Ming He, Senior Consulting Manager at Wood Mackenzie, says that all construction activity has already been halted in the Beijing, Tianjin and Hebei province.

The demand hit of 9.6 million tonnes will exceed the supply hit in the current quarter, putting pressure on steel prices, Wood Mackenzie says.

CRU thinks there will still be a 1-2 million tonne tightening over the full season, generating higher prices.

These numbers might look marginal in the context of Chinese steel production of more than 800 million tonnes last year. But the potential impact on margins and price is much higher because, according to CRU, “all parts of the supply chain are being stretched to barely meet market demand”.

The important context here is the huge amount of “illegal” steel-making capacity that has been closed in China over the past two years.

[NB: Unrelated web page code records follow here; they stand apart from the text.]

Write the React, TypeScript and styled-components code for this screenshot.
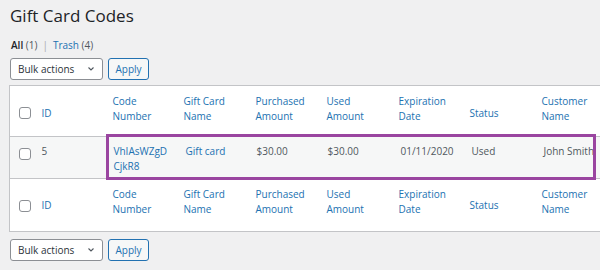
import React from 'react';
import styled, { createGlobalStyle } from 'styled-components';

const GlobalStyle = createGlobalStyle`
  html, body {
    margin: 0;
    padding: 0;
    background: #f0f0f1;
    overflow: hidden;
  }
  body {
    font-family: "Open Sans", "Noto Sans", sans-serif;
    color: #3c434a;
  }
`;

const Page = styled.div`
  width: 600px;
  height: 270px;
  padding: 0 0 0 9px;
  box-sizing: border-box;
  overflow: hidden;
`;

const Title = styled.h1`
  margin: 0;
  padding: 4px 0 0 1px;
  font-size: 17px;
  font-weight: 400;
  line-height: 23px;
  color: #1d2327;
`;

const Views = styled.ul`
  display: flex;
  list-style: none;
  margin: 12px 0 0 2px;
  padding: 0;
  font-size: 10px;
  line-height: 12px;
  color: #50575e;
`;

const ViewItem = styled.li<{ $current?: boolean }>`
  a {
    color: ${p => (p.$current ? '#1d2327' : '#2271b1')};
    font-weight: ${p => (p.$current ? 600 : 400)};
    text-decoration: none;
  }
  span {
    color: #50575e;
  }
`;

const Sep = styled.span`
  margin: 0 5px;
  color: #a7aaad;
`;

const Actions = styled.div`
  display: flex;
  gap: 5px;
  margin: 7px 0 0 1px;
`;

const Select = styled.div`
  width: 93px;
  height: 22px;
  box-sizing: border-box;
  border: 1px solid #8c8f94;
  border-radius: 3px;
  background: #fff;
  display: flex;
  align-items: center;
  justify-content: space-between;
  padding: 0 6px 0 7px;
  font-size: 10px;
  color: #2c3338;
`;

const ApplyButton = styled.button`
  height: 22px;
  width: 41px;
  box-sizing: border-box;
  border: 1px solid #2271b1;
  border-radius: 3px;
  background: #f6f7f7;
  color: #2271b1;
  font-family: inherit;
  font-size: 10px;
  padding: 0;
`;

const Table = styled.table`
  margin-top: 5px;
  width: 610px;
  border-collapse: collapse;
  background: #fff;
  border: 1px solid #c3c4c7;
  table-layout: fixed;
  font-size: 10px;
  line-height: 14.5px;
`;

const HeadCell = styled.th<{ $pad?: number; $head?: boolean; $multi?: boolean }>`
  padding-left: ${p => p.$pad ?? 7}px;
  padding-right: 0;
  padding-top: ${p => (p.$head ? 4 : 0)}px;
  padding-bottom: ${p => (p.$multi ? (p.$head ? 9 : 7) : 0)}px;
  text-align: left;
  font-weight: 400;
  color: #2271b1;
  vertical-align: middle;
`;

const HeadRow = styled.tr<{ $h: number; $top?: boolean }>`
  height: ${p => p.$h}px;
  ${p => (p.$top ? 'border-top: 1px solid #c3c4c7;' : 'border-bottom: 1px solid #c3c4c7;')}
`;

const DataRow = styled.tr`
  height: 42px;
  background: #f6f7f7;
`;

const Cell = styled.td<{ $pad?: number; $link?: boolean }>`
  padding: 7px 0 0 ${p => p.$pad ?? 8}px;
  vertical-align: top;
  color: ${p => (p.$link ? '#2271b1' : '#50575e')};
  word-break: break-all;
`;

const AnchorCell = styled(Cell)`
  position: relative;
`;

const Highlight = styled.div`
  position: absolute;
  left: 0;
  top: -3px;
  width: 490px;
  height: 46px;
  box-sizing: border-box;
  border: 3px solid #9a45a0;
  pointer-events: none;
`;

const Check = styled.span`
  display: inline-block;
  width: 12px;
  height: 12px;
  box-sizing: border-box;
  border: 1px solid #8c8f94;
  border-radius: 3px;
  background: #fff;
  vertical-align: middle;
`;

const CheckCell = styled.td<{ $top?: number; $head?: boolean }>`
  padding: ${p => (p.$top != null ? `${p.$top}px 0 0 9px` : `${p.$head ? 2 : 0}px 0 0 9px`)};
  vertical-align: ${p => (p.$top != null ? 'top' : 'middle')};
`;

const Chevron = () => (
  <svg width="10" height="10" viewBox="0 0 20 20" aria-hidden="true">
    <path d="M5 7l5 5 5-5" fill="none" stroke="#50575e" strokeWidth="2.2" />
  </svg>
);

const columns = [
  ['Code', 'Number'],
  ['Gift Card', 'Name'],
  ['Purchased', 'Amount'],
  ['Used', 'Amount'],
  ['Expiration', 'Date'],
  ['Status'],
  ['Customer', 'Name'],
];

const widths = [24, 72, 71, 72, 71, 72, 71, 72, 85];

const BulkActions: React.FC = () => (
  <Actions>
    <Select>
      <span>Bulk actions</span>
      <Chevron />
    </Select>
    <ApplyButton>Apply</ApplyButton>
  </Actions>
);

const HeaderCells: React.FC<{ head?: boolean }> = ({ head }) => (
  <>
    <CheckCell $head={head}>
      <Check />
    </CheckCell>
    <HeadCell $pad={8} $head={head}>
      ID
    </HeadCell>
    {columns.map(label => (
      <HeadCell key={label.join(' ')} $head={head} $multi={label.length > 1}>
        {label.map((l, i) => (
          <React.Fragment key={l}>
            {i > 0 && <br />}
            {l}
          </React.Fragment>
        ))}
      </HeadCell>
    ))}
  </>
);

const App: React.FC = () => (
  <Page>
    <GlobalStyle />
    <Title>Gift Card Codes</Title>
    <Views>
      <ViewItem $current>
        <a href="#">All</a> <span>(1)</span>
      </ViewItem>
      <Sep>|</Sep>
      <ViewItem>
        <a href="#">Trash</a> <span>(4)</span>
      </ViewItem>
    </Views>
    <BulkActions />
    <Table>
      <colgroup>
        {widths.map((w, i) => (
          <col key={i} style={{ width: w }} />
        ))}
      </colgroup>
      <thead>
        <HeadRow $h={51}>
          <HeaderCells head />
        </HeadRow>
      </thead>
      <tbody>
        <DataRow>
          <CheckCell $top={9}>
            <Check />
          </CheckCell>
          <Cell $pad={8}>5</Cell>
          <AnchorCell $link>
            VhIAsWZgD
            <br />
            CjkR8
            <Highlight />
          </AnchorCell>
          <Cell $link $pad={9}>Gift card</Cell>
          <Cell $pad={8}>$30.00</Cell>
          <Cell $pad={8}>$30.00</Cell>
          <Cell $pad={9}>01/11/2020</Cell>
          <Cell $pad={9}>Used</Cell>
          <Cell $pad={9}>John Smith</Cell>
        </DataRow>
      </tbody>
      <tfoot>
        <HeadRow $h={53} $top>
          <HeaderCells />
        </HeadRow>
      </tfoot>
    </Table>
    <BulkActions />
  </Page>
);

export default App;
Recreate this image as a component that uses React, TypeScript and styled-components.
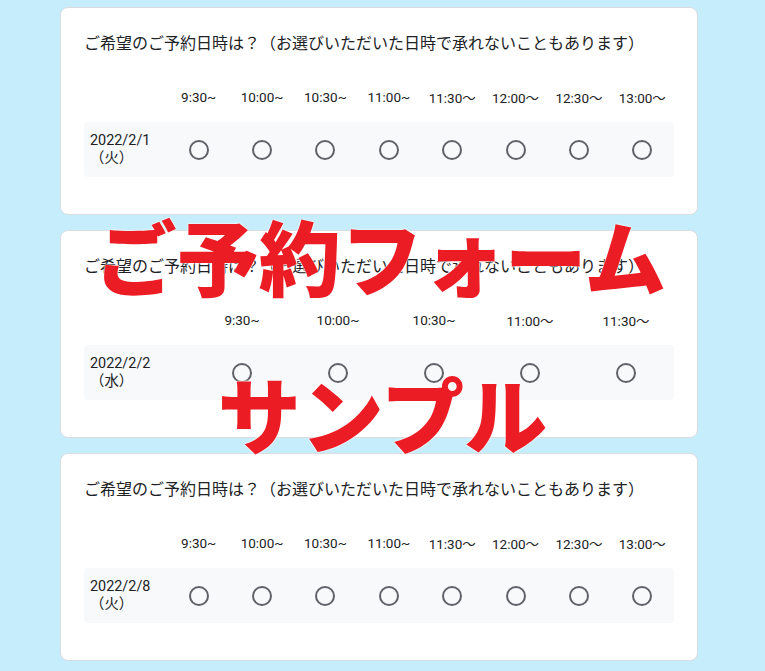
import React from 'react';
import styled, { createGlobalStyle } from 'styled-components';

const GlobalStyle = createGlobalStyle`
  html, body {
    margin: 0;
    padding: 0;
    background: #c6edfb;
  }
  body {
    font-family: Roboto, "Noto Sans CJK JP", sans-serif;
    color: #202124;
  }
`;

const Page = styled.div`
  position: relative;
  width: 765px;
  height: 671px;
  overflow: hidden;
  box-sizing: border-box;
  padding: 7px 0 0 60px;
  display: flex;
  flex-direction: column;
  gap: 15px;
`;

const Card = styled.section`
  width: 638px;
  box-sizing: border-box;
  background: #fff;
  border: 1px solid #dadce0;
  border-radius: 8px;
  padding: 24px 23px 37px;
`;

const Question = styled.div`
  font-family: "Noto Sans CJK JP", sans-serif;
  font-size: 16px;
  line-height: 20px;
  margin-bottom: 20px;
`;

const Grid = styled.div<{ $label: number; $cols: number }>`
  display: grid;
  grid-template-columns: ${(p) => `${p.$label}px repeat(${p.$cols}, 1fr)`};
`;

const HeadCell = styled.div`
  height: 50px;
  display: flex;
  align-items: center;
  justify-content: center;
  font-size: 13.5px;
  white-space: nowrap;
`;

const Row = styled(Grid)`
  background: #f8f9fa;
  border-radius: 4px;
  height: 55px;
  align-items: center;
`;

const DateCell = styled.div`
  padding-left: 6px;
  font-size: 14.4px;
  line-height: 18px;
`;

const RadioCell = styled.div`
  display: flex;
  justify-content: center;
  align-items: center;
`;

const Radio = styled.span`
  width: 20px;
  height: 20px;
  box-sizing: border-box;
  border: 2px solid #5f6368;
  border-radius: 50%;
`;

const Overlay = styled.div`
  position: absolute;
  left: 0;
  right: 0;
  top: 214px;
  display: flex;
  flex-direction: column;
  align-items: center;
  gap: 75px;
  pointer-events: none;
`;

const Stamp = styled.div<{ $size: number; $shift: number }>`
  font-family: "Noto Sans CJK JP", sans-serif;
  font-weight: 900;
  font-size: ${(p) => p.$size}px;
  line-height: ${(p) => p.$size}px;
  margin-left: ${(p) => p.$shift}px;
  color: #ec1c24;
  white-space: nowrap;
  text-shadow: 0 0 2px #fff, 0 0 2px #fff;
`;

type Block = { date: string; day: string; times: string[]; label: number };

const allTimes = ['9:30~', '10:00~', '10:30~', '11:00~', '11:30〜', '12:00〜', '12:30〜', '13:00〜'];

const blocks: Block[] = [
  { date: '2022/2/1', day: '（火）', times: allTimes, label: 83 },
  { date: '2022/2/2', day: '（水）', times: ['9:30~', '10:00~', '10:30~', '11:00〜', '11:30〜'], label: 110 },
  { date: '2022/2/8', day: '（火）', times: allTimes, label: 83 },
];

const App: React.FC = () => {
  return (
    <>
      <GlobalStyle />
      <Page>
        {blocks.map((b) => (
          <Card key={b.date}>
            <Question>ご希望のご予約日時は？（お選びいただいた日時で承れないこともあります）</Question>
            <Grid $label={b.label} $cols={b.times.length}>
              <div />
              {b.times.map((t) => (
                <HeadCell key={t}>{t}</HeadCell>
              ))}
            </Grid>
            <Row $label={b.label} $cols={b.times.length}>
              <DateCell>
                {b.date}
                <br />
                {b.day}
              </DateCell>
              {b.times.map((t) => (
                <RadioCell key={t}>
                  <Radio />
                </RadioCell>
              ))}
            </Row>
          </Card>
        ))}
        <Overlay>
          <Stamp $size={82} $shift={-4}>ご予約フォーム</Stamp>
          <Stamp $size={83} $shift={0}>サンプル</Stamp>
        </Overlay>
      </Page>
    </>
  );
};

export default App;
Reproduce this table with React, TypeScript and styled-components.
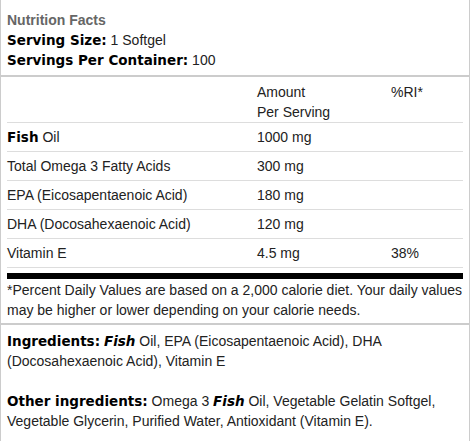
import React from "react";
import styled, { createGlobalStyle } from "styled-components";

const Global = createGlobalStyle`
  html, body { margin: 0; padding: 0; background: #fff; }
  body {
    font-family: "Liberation Sans", Arial, Helvetica, sans-serif;
    font-size: 14px;
    line-height: 20px;
    color: #222;
  }
`;

const Panel = styled.div`
  width: 470px;
  box-sizing: border-box;
  border-left: 1px solid #ccc;
  border-right: 1px solid #ccc;
  padding-bottom: 20px;
`;

const Head = styled.div`
  padding: 10px 6px 5px;
  border-bottom: 2px solid #ccc;
`;

const Title = styled.div`
  font-weight: bold;
  color: #666;
`;

const Line = styled.div`
  color: #222;
`;

const Strong = styled.b`
  font-family: "DejaVu Sans", "Liberation Sans", sans-serif;
  font-size: 13.5px;
  line-height: 1;
  font-weight: bold;
  color: #000;
`;

const Em = styled(Strong)`
  font-style: italic;
`;

const Body = styled.div`
  padding: 0 6px;
`;

const Table = styled.table`
  width: 100%;
  border-collapse: collapse;
  table-layout: fixed;
`;

const Th = styled.th<{ $w?: number }>`
  font-weight: normal;
  text-align: left;
  vertical-align: top;
  padding: 5px 0 0;
  border-bottom: 1px solid #ddd;
  width: ${(p) => (p.$w ? `${p.$w}px` : "auto")};
`;

const Td = styled.td`
  padding: 4px 0;
  border-bottom: 1px solid #ddd;
  white-space: nowrap;
`;

const BlackBar = styled.div`
  height: 6px;
  background: #000;
  margin-top: 5px;
`;

const Footnote = styled.div`
  padding: 1px 0 3px;
`;

const Ingredients = styled.div`
  border-top: 2px solid #ccc;
  padding: 6px 6px 0;
`;

const Para = styled.p`
  margin: 0 0 20px;
`;

const rows: { name: React.ReactNode; amount: string; ri: string }[] = [
  { name: <><Strong>Fish</Strong> Oil</>, amount: "1000 mg", ri: "" },
  { name: "Total Omega 3 Fatty Acids", amount: "300 mg", ri: "" },
  { name: "EPA (Eicosapentaenoic Acid)", amount: "180 mg", ri: "" },
  { name: "DHA (Docosahexaenoic Acid)", amount: "120 mg", ri: "" },
  { name: "Vitamin E", amount: "4.5 mg", ri: "38%" },
];

export default function App() {
  return (
    <>
      <Global />
      <Panel>
        <Head>
          <Title>Nutrition Facts</Title>
          <Line>
            <Strong>Serving Size:</Strong> 1 Softgel
          </Line>
          <Line>
            <Strong>Servings Per Container:</Strong> 100
          </Line>
        </Head>
        <Body>
          <Table>
            <thead>
              <tr>
                <Th $w={250}></Th>
                <Th $w={134}>
                  Amount
                  <br />
                  Per Serving
                </Th>
                <Th>%RI*</Th>
              </tr>
            </thead>
            <tbody>
              {rows.map((r, i) => (
                <tr key={i}>
                  <Td>{r.name}</Td>
                  <Td>{r.amount}</Td>
                  <Td>{r.ri}</Td>
                </tr>
              ))}
            </tbody>
          </Table>
          <BlackBar />
          <Footnote>
            *Percent Daily Values are based on a 2,000 calorie diet. Your daily values may be higher or
            lower depending on your calorie needs.
          </Footnote>
        </Body>
        <Ingredients>
          <Para>
            <Strong>Ingredients:</Strong> <Em>Fish</Em> Oil, EPA (Eicosapentaenoic Acid), DHA
            (Docosahexaenoic Acid), Vitamin E
          </Para>
          <Para>
            <Strong>Other ingredients:</Strong> Omega 3 <Em>Fish</Em> Oil, Vegetable Gelatin Softgel,
            Vegetable Glycerin, Purified Water, Antioxidant (Vitamin E).
          </Para>
        </Ingredients>
      </Panel>
    </>
  );
}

This has served to lift utilisation rates across the official sector, leaving little room for increased production outside of the smog-zone regions.

The range of steel scenarios is very broad indeed, but there are some core early takeaways.

The winter heating season should depress demand for iron ore, with negative price implications, but lift demand for scrap, with positive price implications.

Exports of steel products, already running 30 percent below 2016 rates, should decline further.


Assessing the winter heating impact on steel and aluminium is very much a work in progress, so expect multiple updates along with much news, both recycled and new, in the months ahead. Official production figures will be pored over, but these have proven unreliable signposts in the past.

But if there is one undeniable hard fact amid all this uncertainty, it is Beijing’s commitment to do whatever it takes to deliver on President Xi Jinping’s promise of “blue skies”.

The war on smog has just begun and could run for a long time. If it does, there could yet be farther-reaching implications for the steel and aluminium supply chains.

Hongqiao, for one, is already thinking about transferring its aluminium capacity out of the country to Indonesia.